WHAT YOU NEED TO DO: Return each line of the data below verbatim; pictures are to be left out.

COLLECTED MATERIAL:
........

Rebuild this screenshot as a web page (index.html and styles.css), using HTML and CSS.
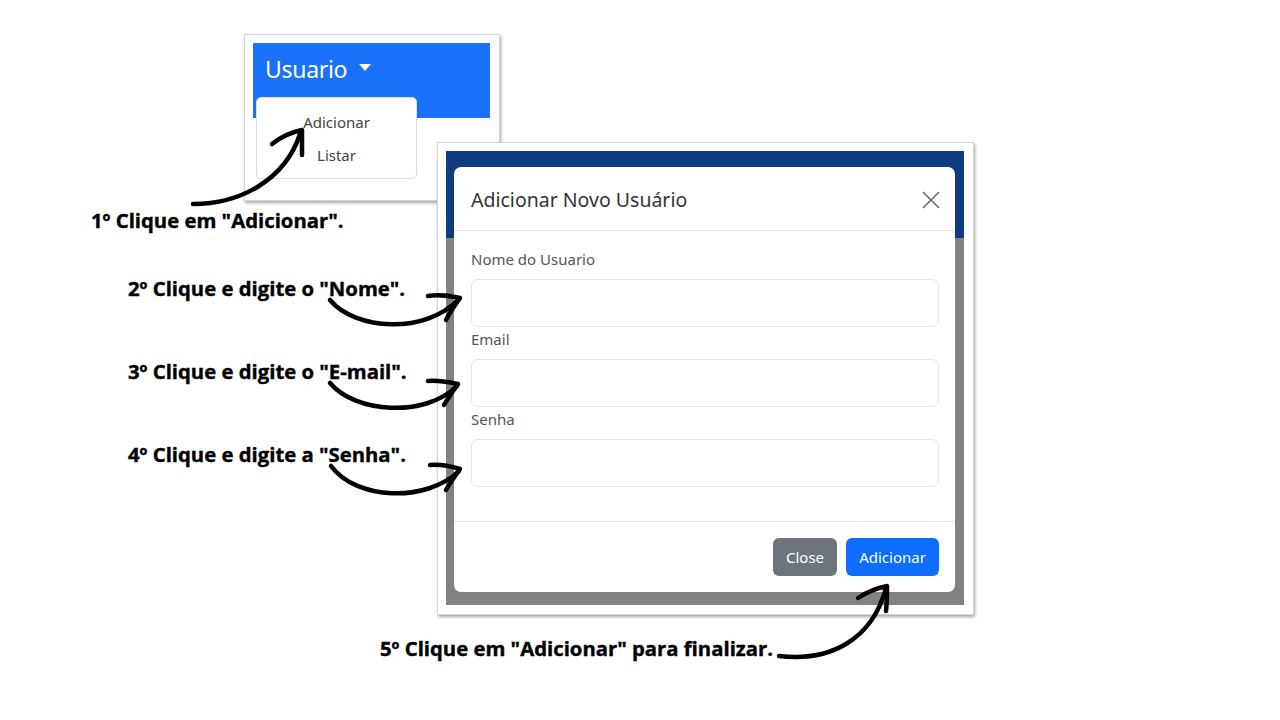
FILE: index.html
```html
<!DOCTYPE html>
<html lang="pt-BR">
<head>
<meta charset="utf-8">
<title>Tutorial - Adicionar Usuário</title>
<link rel="stylesheet" href="styles.css">
</head>
<body>
<main class="canvas">

  <section class="shot shot-menu">
    <div class="shot-inner">
      <nav class="navbar">
        <span class="brand">Usuario</span>
        <span class="caret"></span>
      </nav>
      <ul class="dropdown">
        <li>Adicionar</li>
        <li>Listar</li>
      </ul>
    </div>
  </section>

  <section class="shot shot-modal">
    <div class="backdrop">
      <div class="modal">
        <header class="modal-header">
          <h2 class="modal-title">Adicionar Novo Usuário</h2>
          <svg class="close-x" width="18" height="18" viewBox="0 0 18 18"><path d="M1 1L17 17M17 1L1 17" stroke="#6b6b6b" stroke-width="1.6" fill="none"/></svg>
        </header>
        <div class="modal-body">
          <label class="field">
            <span class="label">Nome do Usuario</span>
            <span class="input"></span>
          </label>
          <label class="field">
            <span class="label">Email</span>
            <span class="input"></span>
          </label>
          <label class="field">
            <span class="label">Senha</span>
            <span class="input"></span>
          </label>
        </div>
        <footer class="modal-footer">
          <button class="btn btn-secondary">Close</button>
          <button class="btn btn-primary">Adicionar</button>
        </footer>
      </div>
    </div>
  </section>

  <p class="caption cap1">1º Clique em "Adicionar".</p>
  <p class="caption cap2">2º Clique e digite o "Nome".</p>
  <p class="caption cap3">3º Clique e digite o "E-mail".</p>
  <p class="caption cap4">4º Clique e digite a "Senha".</p>
  <p class="caption cap5">5º Clique em "Adicionar" para finalizar.</p>

  <svg class="arrows" width="1280" height="720" viewBox="0 0 1280 720">
    <g fill="none" stroke="#000" stroke-width="4.5" stroke-linecap="round" stroke-linejoin="round">
      <path d="M193 204 C 240 204, 285 180, 300 134"/>
      <path d="M272 144 C 282 136, 292 132, 302 130 C 302 140, 302 148, 302 155"/>

      <path d="M330 300 C 355 330, 425 335, 459 299"/>
      <path d="M428 296 C 440 294, 450 296, 460 298 C 455 305, 450 312, 446 320"/>

      <path d="M330 383 C 355 413, 425 418, 457 386"/>
      <path d="M428 381 C 440 380, 448 382, 458 384 C 453 391, 448 398, 444 405"/>

      <path d="M331 466 C 356 500, 426 503, 459 471"/>
      <path d="M430 465 C 442 464, 450 466, 460 469 C 455 476, 450 483, 446 490"/>

      <path d="M779 656 C 830 662, 872 640, 886 588"/>
      <path d="M858 598 C 867 592, 877 588, 887 586 C 887 594, 887 602, 886 611"/>
    </g>
  </svg>
</main>
</body>
</html>
```

FILE: styles.css
```css
* { box-sizing: border-box; }

html, body {
  margin: 0;
  padding: 0;
  background: #ffffff;
}

.canvas {
  position: relative;
  width: 1280px;
  height: 720px;
  overflow: hidden;
  font-family: "Open Sans", "Noto Sans", sans-serif;
}

/* Screenshot frames */
.shot {
  position: absolute;
  background: #fff;
  border: 1px solid #d4d4d4;
  box-shadow: 1px 2px 3px rgba(0, 0, 0, 0.35);
  padding: 8px 9px 9px 8px;
}

.shot-menu {
  left: 244px;
  top: 34px;
  width: 256px;
  height: 167px;
}

.shot-inner {
  position: relative;
  height: 100%;
}

.navbar {
  height: 75px;
  background: #1a72fb;
  display: flex;
  align-items: center;
  gap: 12px;
  padding: 0 0 24px 12px;
}

.brand {
  color: #fff;
  font-size: 23px;
  font-family: "Noto Sans", "Open Sans", sans-serif;
  letter-spacing: -0.3px;
}

.caret {
  width: 0;
  height: 0;
  border-left: 6px solid transparent;
  border-right: 6px solid transparent;
  border-top: 7px solid #fff;
  margin-top: -2px;
}

.dropdown {
  position: absolute;
  left: 3px;
  top: 54px;
  width: 161px;
  height: 82px;
  margin: 0;
  padding: 12px 0 0;
  list-style: none;
  background: #fff;
  border: 1px solid #dcdcdc;
  border-radius: 5px;
  display: flex;
  flex-direction: column;
  align-items: center;
  gap: 9px;
  font-family: "Noto Sans", "Open Sans", sans-serif;
  font-size: 15px;
  color: #444;
}

.dropdown li { line-height: 24px; }

.shot-modal {
  left: 437px;
  top: 142px;
  width: 537px;
  height: 473px;
}

.backdrop {
  height: 100%;
  background: linear-gradient(#0f3b81 0, #0f3b81 87px, #828282 87px, #828282 100%);
  padding: 16px 9px 13px 8px;
}

.modal {
  background: #fff;
  border-radius: 7px;
  height: 100%;
  display: flex;
  flex-direction: column;
  font-family: "Noto Sans", "Open Sans", sans-serif;
}

.modal-header {
  height: 64px;
  border-bottom: 1px solid #e4e4e4;
  display: flex;
  align-items: center;
  justify-content: space-between;
  padding: 2px 15px 0 17px;
}

.modal-title {
  margin: 0;
  font-size: 19.5px;
  font-weight: 400;
  color: #343434;
}

.close-x { display: block; }

.modal-body {
  flex: 1;
  padding: 17px 16px 0 17px;
  display: flex;
  flex-direction: column;
}

.field {
  display: flex;
  flex-direction: column;
}

.label {
  font-size: 15px;
  color: #555;
  line-height: 24px;
  margin-bottom: 8px;
  margin-top: -1px;
}

.input {
  height: 48px;
  border: 1px solid #e6e6e6;
  border-radius: 7px;
  background: #fff;
  margin-bottom: 1px;
}

.modal-footer {
  height: 71px;
  border-top: 1px solid #e4e4e4;
  display: flex;
  justify-content: flex-end;
  align-items: flex-start;
  gap: 9px;
  padding: 16px 16px 0 0;
}

.btn {
  height: 38px;
  border: none;
  border-radius: 6px;
  color: #fff;
  font-family: "Noto Sans", "Open Sans", sans-serif;
  font-size: 15px;
  padding: 0;
}

.btn-secondary { background: #6c757d; width: 64px; }
.btn-primary { background: #0d6efd; width: 93px; }

/* Captions */
.caption {
  position: absolute;
  margin: 0;
  font-family: "Open Sans", sans-serif;
  font-weight: 700;
  font-size: 20.3px;
  line-height: 26px;
  color: #000;
  white-space: nowrap;
  -webkit-text-stroke: 0.4px #000;
}

.cap1 { left: 91px; top: 207px; }
.cap2 { left: 128px; top: 275px; }
.cap3 { left: 128px; top: 358px; }
.cap4 { left: 128px; top: 441px; }
.cap5 { left: 380px; top: 635px; }

.arrows {
  position: absolute;
  left: 0;
  top: 0;
  pointer-events: none;
}
```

........

THE REPLY:
Rebuild this screenshot as a web page (index.html and styles.css), using HTML and CSS.
FILE: index.html
```html
<!DOCTYPE html>
<html lang="pt-BR">
<head>
<meta charset="utf-8">
<title>Tutorial - Adicionar Usuário</title>
<link rel="stylesheet" href="styles.css">
</head>
<body>
<main class="canvas">

  <section class="shot shot-menu">
    <div class="shot-inner">
      <nav class="navbar">
        <span class="brand">Usuario</span>
        <span class="caret"></span>
      </nav>
      <ul class="dropdown">
        <li>Adicionar</li>
        <li>Listar</li>
      </ul>
    </div>
  </section>

  <section class="shot shot-modal">
    <div class="backdrop">
      <div class="modal">
        <header class="modal-header">
          <h2 class="modal-title">Adicionar Novo Usuário</h2>
          <svg class="close-x" width="18" height="18" viewBox="0 0 18 18"><path d="M1 1L17 17M17 1L1 17" stroke="#6b6b6b" stroke-width="1.6" fill="none"/></svg>
        </header>
        <div class="modal-body">
          <label class="field">
            <span class="label">Nome do Usuario</span>
            <span class="input"></span>
          </label>
          <label class="field">
            <span class="label">Email</span>
            <span class="input"></span>
          </label>
          <label class="field">
            <span class="label">Senha</span>
            <span class="input"></span>
          </label>
        </div>
        <footer class="modal-footer">
          <button class="btn btn-secondary">Close</button>
          <button class="btn btn-primary">Adicionar</button>
        </footer>
      </div>
    </div>
  </section>

  <p class="caption cap1">1º Clique em "Adicionar".</p>
  <p class="caption cap2">2º Clique e digite o "Nome".</p>
  <p class="caption cap3">3º Clique e digite o "E-mail".</p>
  <p class="caption cap4">4º Clique e digite a "Senha".</p>
  <p class="caption cap5">5º Clique em "Adicionar" para finalizar.</p>

  <svg class="arrows" width="1280" height="720" viewBox="0 0 1280 720">
    <g fill="none" stroke="#000" stroke-width="4.5" stroke-linecap="round" stroke-linejoin="round">
      <path d="M193 204 C 240 204, 285 180, 300 134"/>
      <path d="M272 144 C 282 136, 292 132, 302 130 C 302 140, 302 148, 302 155"/>

      <path d="M330 300 C 355 330, 425 335, 459 299"/>
      <path d="M428 296 C 440 294, 450 296, 460 298 C 455 305, 450 312, 446 320"/>

      <path d="M330 383 C 355 413, 425 418, 457 386"/>
      <path d="M428 381 C 440 380, 448 382, 458 384 C 453 391, 448 398, 444 405"/>

      <path d="M331 466 C 356 500, 426 503, 459 471"/>
      <path d="M430 465 C 442 464, 450 466, 460 469 C 455 476, 450 483, 446 490"/>

      <path d="M779 656 C 830 662, 872 640, 886 588"/>
      <path d="M858 598 C 867 592, 877 588, 887 586 C 887 594, 887 602, 886 611"/>
    </g>
  </svg>
</main>
</body>
</html>
```

FILE: styles.css
```css
* { box-sizing: border-box; }

html, body {
  margin: 0;
  padding: 0;
  background: #ffffff;
}

.canvas {
  position: relative;
  width: 1280px;
  height: 720px;
  overflow: hidden;
  font-family: "Open Sans", "Noto Sans", sans-serif;
}

/* Screenshot frames */
.shot {
  position: absolute;
  background: #fff;
  border: 1px solid #d4d4d4;
  box-shadow: 1px 2px 3px rgba(0, 0, 0, 0.35);
  padding: 8px 9px 9px 8px;
}

.shot-menu {
  left: 244px;
  top: 34px;
  width: 256px;
  height: 167px;
}

.shot-inner {
  position: relative;
  height: 100%;
}

.navbar {
  height: 75px;
  background: #1a72fb;
  display: flex;
  align-items: center;
  gap: 12px;
  padding: 0 0 24px 12px;
}

.brand {
  color: #fff;
  font-size: 23px;
  font-family: "Noto Sans", "Open Sans", sans-serif;
  letter-spacing: -0.3px;
}

.caret {
  width: 0;
  height: 0;
  border-left: 6px solid transparent;
  border-right: 6px solid transparent;
  border-top: 7px solid #fff;
  margin-top: -2px;
}

.dropdown {
  position: absolute;
  left: 3px;
  top: 54px;
  width: 161px;
  height: 82px;
  margin: 0;
  padding: 12px 0 0;
  list-style: none;
  background: #fff;
  border: 1px solid #dcdcdc;
  border-radius: 5px;
  display: flex;
  flex-direction: column;
  align-items: center;
  gap: 9px;
  font-family: "Noto Sans", "Open Sans", sans-serif;
  font-size: 15px;
  color: #444;
}

.dropdown li { line-height: 24px; }

.shot-modal {
  left: 437px;
  top: 142px;
  width: 537px;
  height: 473px;
}

.backdrop {
  height: 100%;
  background: linear-gradient(#0f3b81 0, #0f3b81 87px, #828282 87px, #828282 100%);
  padding: 16px 9px 13px 8px;
}

.modal {
  background: #fff;
  border-radius: 7px;
  height: 100%;
  display: flex;
  flex-direction: column;
  font-family: "Noto Sans", "Open Sans", sans-serif;
}

.modal-header {
  height: 64px;
  border-bottom: 1px solid #e4e4e4;
  display: flex;
  align-items: center;
  justify-content: space-between;
  padding: 2px 15px 0 17px;
}

.modal-title {
  margin: 0;
  font-size: 19.5px;
  font-weight: 400;
  color: #343434;
}

.close-x { display: block; }

.modal-body {
  flex: 1;
  padding: 17px 16px 0 17px;
  display: flex;
  flex-direction: column;
}

.field {
  display: flex;
  flex-direction: column;
}

.label {
  font-size: 15px;
  color: #555;
  line-height: 24px;
  margin-bottom: 8px;
  margin-top: -1px;
}

.input {
  height: 48px;
  border: 1px solid #e6e6e6;
  border-radius: 7px;
  background: #fff;
  margin-bottom: 1px;
}

.modal-footer {
  height: 71px;
  border-top: 1px solid #e4e4e4;
  display: flex;
  justify-content: flex-end;
  align-items: flex-start;
  gap: 9px;
  padding: 16px 16px 0 0;
}

.btn {
  height: 38px;
  border: none;
  border-radius: 6px;
  color: #fff;
  font-family: "Noto Sans", "Open Sans", sans-serif;
  font-size: 15px;
  padding: 0;
}

.btn-secondary { background: #6c757d; width: 64px; }
.btn-primary { background: #0d6efd; width: 93px; }

/* Captions */
.caption {
  position: absolute;
  margin: 0;
  font-family: "Open Sans", sans-serif;
  font-weight: 700;
  font-size: 20.3px;
  line-height: 26px;
  color: #000;
  white-space: nowrap;
  -webkit-text-stroke: 0.4px #000;
}

.cap1 { left: 91px; top: 207px; }
.cap2 { left: 128px; top: 275px; }
.cap3 { left: 128px; top: 358px; }
.cap4 { left: 128px; top: 441px; }
.cap5 { left: 380px; top: 635px; }

.arrows {
  position: absolute;
  left: 0;
  top: 0;
  pointer-events: none;
}
```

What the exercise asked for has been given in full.